Cette question de l’immigration renvoie à celle de la coopération au développement. Après les attentats terroristes du 11 septembre 2001, un volontaire permanent de l’équipe d’ATD Quart Monde au Burkina Faso nous écrivait : « L’Afrique est abandonnée à d’autres catastrophes au quotidien et durablement. Les morts d’ici n’ont pas l’air d’avoir la même importance qu’ailleurs. Pourtant ceux d’ici, qui sont nombreux et pour des causes non moins injustes, nous appellent, au-delà de toute émotion et mise en œuvre de moyens immédiats, à quelque chose de bien plus difficile à réaliser à long terme : ils nous appellent à vivre ensemble autrement. »

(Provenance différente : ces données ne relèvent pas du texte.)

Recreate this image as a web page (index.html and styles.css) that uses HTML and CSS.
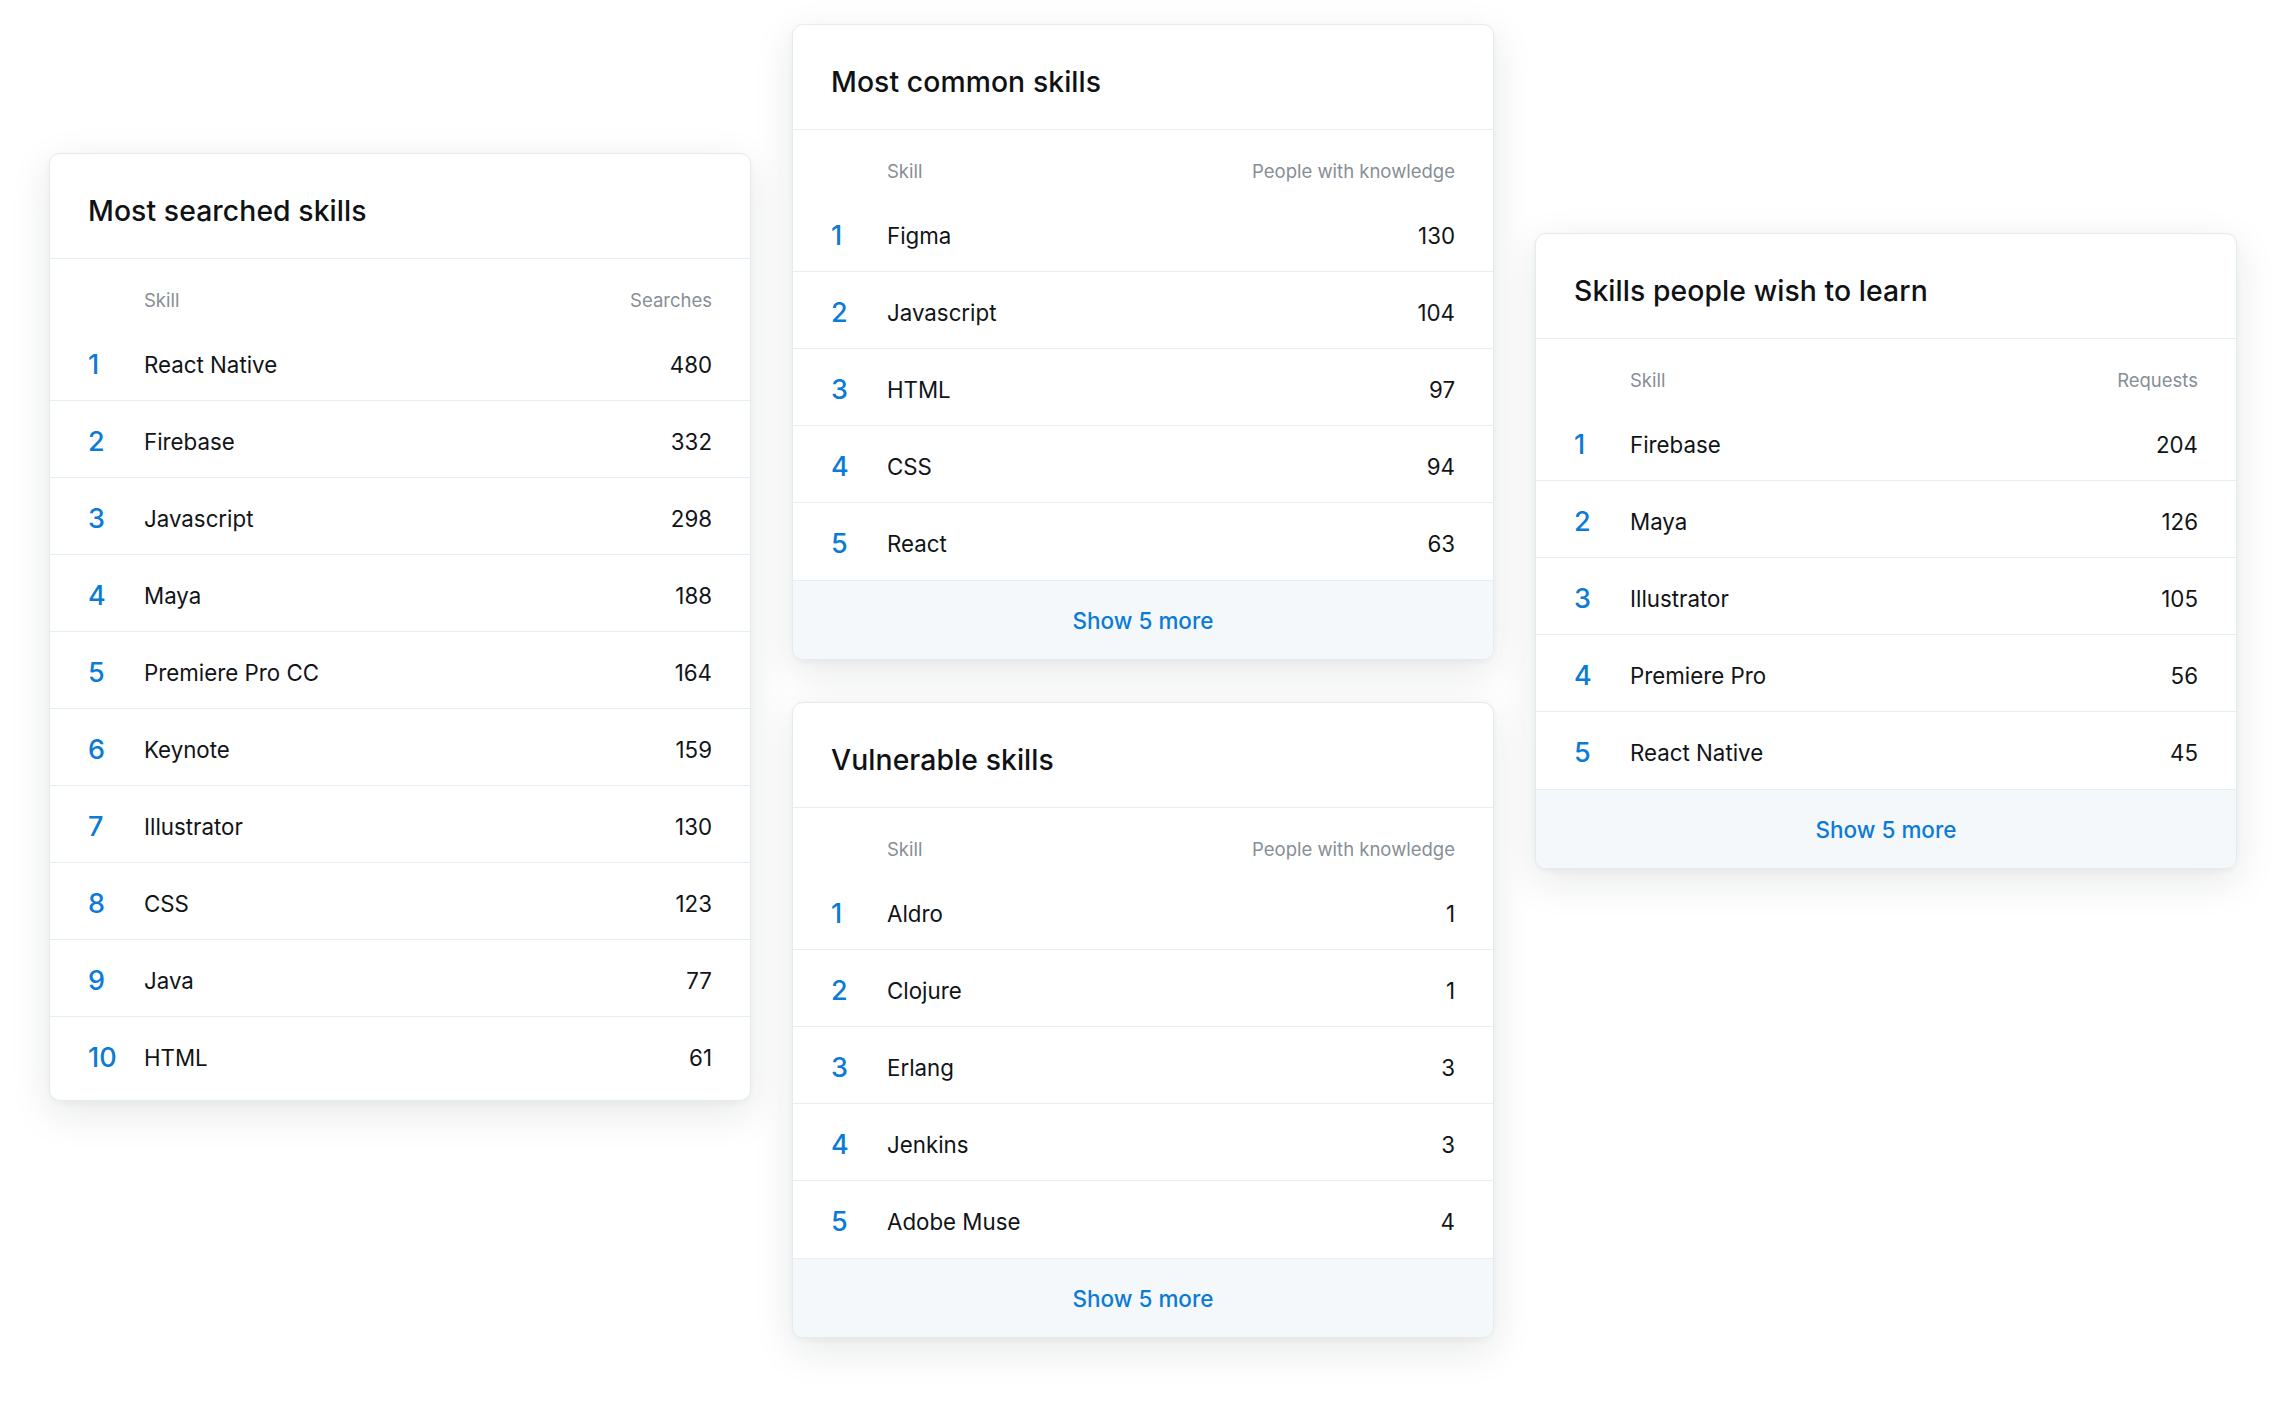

Ces questions d’immigration et de coopération au développement seront abordées dans l’atelier n° 4.
Deux souhaits en guise de conclusion
Le premier est qu’au cours de ces journées, nous soyons tous non seulement auditeurs, mais acteurs, partageant la part de connaissance liée à notre expérience qui enrichira la connaissance commune.
Le second concerne les objectifs des ateliers. Il s’agit d’abord d’enrichir notre compréhension mutuelle de ce qui est et de ce qui peut être fait. Rien n’empêche que les participants formulent aussi des recommandations. Mais il serait bon qu’elles ne s’adressent pas seulement aux autres, ce qui est toujours facile, mais qu’elles prennent en compte aussi les engagements que nous devons prendre personnellement, dans les organismes que nous représentons, ou ensemble.